Oh, how I long for the days when legislators could discuss issues reasonably, rationally, and responsibly without resorting to grandstanding and gratuitous name-calling.
David Davenport wrote a seminal piece on this very subject for Forbes magazine in 2018. Here are a few excerpts…
“It is not difficult to identify ‘lost arts’ – things we used to do but do not do any longer – in Washington, DC: civility, bipartisanship, courage, just to name a few. But one lost art underlies the others and has led to the inability of Congress to carry out its most basic responsibilities--pass a budget or keep the government open. The most fundamental lost art of all is the lost art of compromise.”

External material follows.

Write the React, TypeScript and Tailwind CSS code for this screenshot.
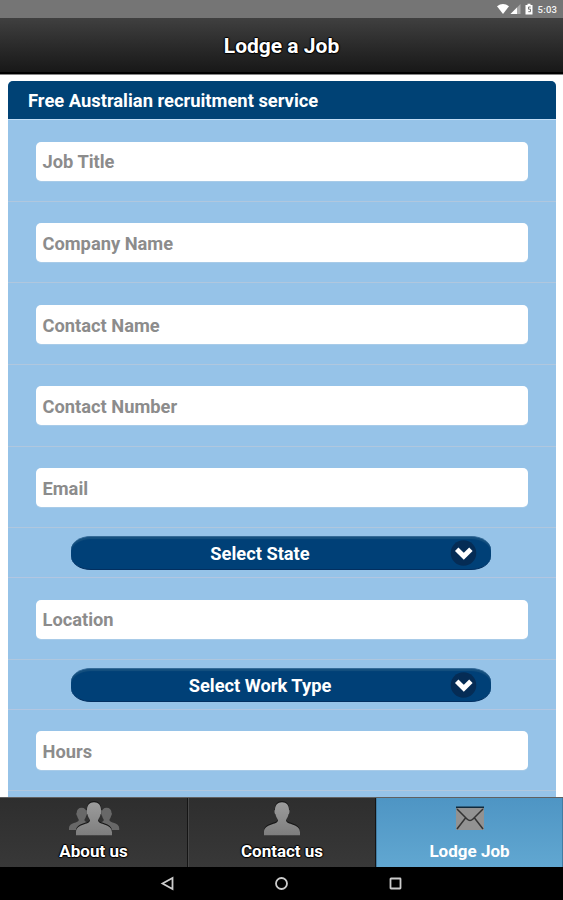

To his credit, Davenport used American history to bolster his argument. “Compromise includes the root ‘com’ which means together and ‘promise,’ he wrote. “The idea is that we learn to make promises based upon agreement, or coming together. Starting at the Constitutional Convention in the summer of 1787, our entire government is based on compromise. We had the Connecticut compromise, for example, which was based on the novel idea that the government could be partly federal and partly state-based. James Madison, recognized as the author of the Constitution, introduced several ideas that he could not get through the Convention, but which he compromised into something else.”

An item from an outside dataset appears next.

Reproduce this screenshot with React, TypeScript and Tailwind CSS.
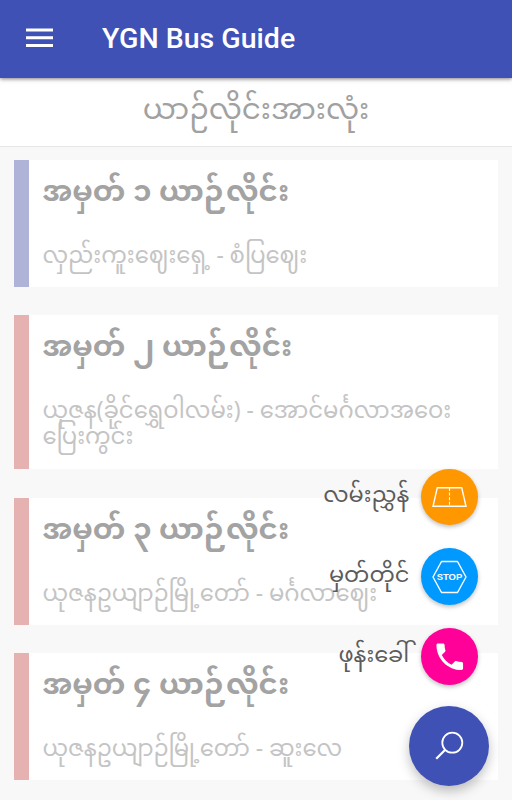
import React from 'react';

type Route = {
  name: string;
  stops: string;
  bar: string;
  height: string;
};

const routes: Route[] = [
  { name: 'အမှတ် ၁ ယာဉ်လိုင်း', stops: 'လှည်းကူးဈေးရှေ့ - စံပြဈေး', bar: 'bg-[#afb3d7]', height: 'h-[127px]' },
  { name: 'အမှတ် ၂ ယာဉ်လိုင်း', stops: 'ယုဇန(ခိုင်ရွှေဝါလမ်း) - အောင်မင်္ဂလာအဝေး\nပြေးကွင်း', bar: 'bg-[#e6b1b1]', height: 'h-[154px]' },
  { name: 'အမှတ် ၃ ယာဉ်လိုင်း', stops: 'ယုဇနဥယျာဉ်မြို့တော် - မင်္ဂလာဈေး', bar: 'bg-[#e6b1b1]', height: 'h-[127px]' },
  { name: 'အမှတ် ၄ ယာဉ်လိုင်း', stops: 'ယုဇနဥယျာဉ်မြို့တော် - ဆူးလေ', bar: 'bg-[#e6b1b1]', height: 'h-[127px]' },
];

const RoadIcon = () => (
  <svg width="36" height="22" viewBox="0.5 0 36 22" fill="none" stroke="white" strokeWidth="1.4">
    <path d="M5.8 1.7H30.2L34.5 20.3H1.5Z" />
    <path d="M18 2V20" strokeWidth="1.1" strokeDasharray="3 1.6" />
  </svg>
);

const StopIcon = () => (
  <svg width="36" height="34" viewBox="0.5 0 36 34" fill="none">
    <path d="M10 1.5H26L34.5 17L26 32.5H10L1.5 17Z" stroke="white" strokeWidth="1.4" strokeLinejoin="round" />
    <text x="18" y="20.4" textAnchor="middle" fill="white" fontFamily="Liberation Sans, sans-serif" fontSize="9.5" fontWeight="bold">
      STOP
    </text>
  </svg>
);

const PhoneIcon = () => (
  <svg width="35.5" height="35.5" viewBox="0 0 24 24" fill="white">
    <path d="M6.62 10.79c1.44 2.83 3.76 5.14 6.59 6.59l2.2-2.2c.27-.27.67-.36 1.02-.24 1.12.37 2.33.57 3.57.57.55 0 1 .45 1 1V20c0 .55-.45 1-1 1-9.39 0-17-7.61-17-17 0-.55.45-1 1-1h3.5c.55 0 1 .45 1 1 0 1.25.2 2.45.57 3.57.11.35.03.74-.25 1.02l-2.2 2.2z" />
  </svg>
);

const SearchIcon = () => (
  <svg width="30" height="30" viewBox="0 0 30 30" fill="none" stroke="white">
    <circle cx="18.3" cy="11.7" r="10" strokeWidth="1.8" />
    <path d="M11.2 18.8L2.2 27.8" strokeWidth="2.2" />
  </svg>
);

const actions = [
  { label: 'လမ်းညွှန်', color: 'bg-[#ff9800]', icon: <RoadIcon /> },
  { label: 'မှတ်တိုင်', color: 'bg-[#0099ff]', icon: <StopIcon /> },
  { label: 'ဖုန်းခေါ်', color: 'bg-[#ff0099]', icon: <PhoneIcon /> },
];

const RouteCard: React.FC<{ route: Route }> = ({ route }) => (
  <section className={`flex shrink-0 bg-white ${route.height}`}>
    <div className={`w-[14.5px] shrink-0 ${route.bar}`} />
    <div className="min-w-0 flex-1 pl-[14px] pt-[14px]">
      <h2 className="text-[29.4px] leading-[40px] font-bold whitespace-nowrap text-[#a3a3a3]">{route.name}</h2>
      <p className="mt-[31px] text-[22.75px] leading-[26px] whitespace-pre text-[#c4c4c4]">{route.stops}</p>
    </div>
  </section>
);

export default function App() {
  return (
    <div className="relative h-[800px] w-[512px] overflow-hidden bg-[#f8f8f8] font-['Noto_Sans_Myanmar','Liberation_Sans',sans-serif]">
      <header className="relative flex h-[78px] items-center bg-[#3f51b5] pl-[26px] shadow-[0_1px_4px_rgba(0,0,0,0.5)]">
        <svg className="mb-[3px]" width="27" height="20" viewBox="0 0 27 20" fill="white">
          <path d="M0 .5h27v3H0zM0 8.2h27v3H0zM0 15.9h27v3H0z" />
        </svg>
        <h1 className="ml-[49px] pt-px font-['Roboto',sans-serif] text-[28.5px] font-medium text-white">YGN Bus Guide</h1>
      </header>

      <div className="flex h-[69px] items-center justify-center border-b border-[#e6e6e6] bg-white text-[29.4px] leading-[40px] text-[#a1a1a1]">
        ယာဉ်လိုင်းအားလုံး
      </div>

      <main className="flex flex-col gap-[28.4px] px-[14px] pt-[13px]">
        {routes.map((route) => (
          <RouteCard key={route.name} route={route} />
        ))}
      </main>

      {/* speed dial over the list */}
      <div className="absolute right-[23px] bottom-[14px] flex flex-col items-end">
        <div className="mr-[11px] mb-[21.5px] flex flex-col items-end gap-[23px]">
          {actions.map((action) => (
            <div key={action.label} className="flex items-center">
              <span className="mr-[12px] pt-[1px] text-[22.5px] leading-[34px] whitespace-nowrap text-[#5c5c5c]">{action.label}</span>
              <button className={`flex size-[56.7px] items-center justify-center rounded-full shadow-[0_2px_4px_rgba(0,0,0,0.25)] ${action.color}`}>
                {action.icon}
              </button>
            </div>
          ))}
        </div>
        <button className="flex size-[79.8px] items-center justify-center rounded-full bg-[#3f51b5] shadow-[0_5px_12px_rgba(0,0,0,0.25)]">
          <SearchIcon />
        </button>
      </div>
    </div>
  );
}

My friends, if indeed “Politics is the art of the possible,” as Otto von Bismarck famously said, then we need to adopt the approach advocated by Scoop Jackson and demonstrated by Harold Ford, Jr.
As Davenport put it, “…compromise seeks the ‘best possible’ solution. Not a perfect union but, as the preamble to the Constitution states, ‘a more perfect union.’”
Something tells me that - if Harold Ford and I were both serving in Congress at the same time - we would not only be able to work together on behalf of the American people and the greater good, but we'd also be friends.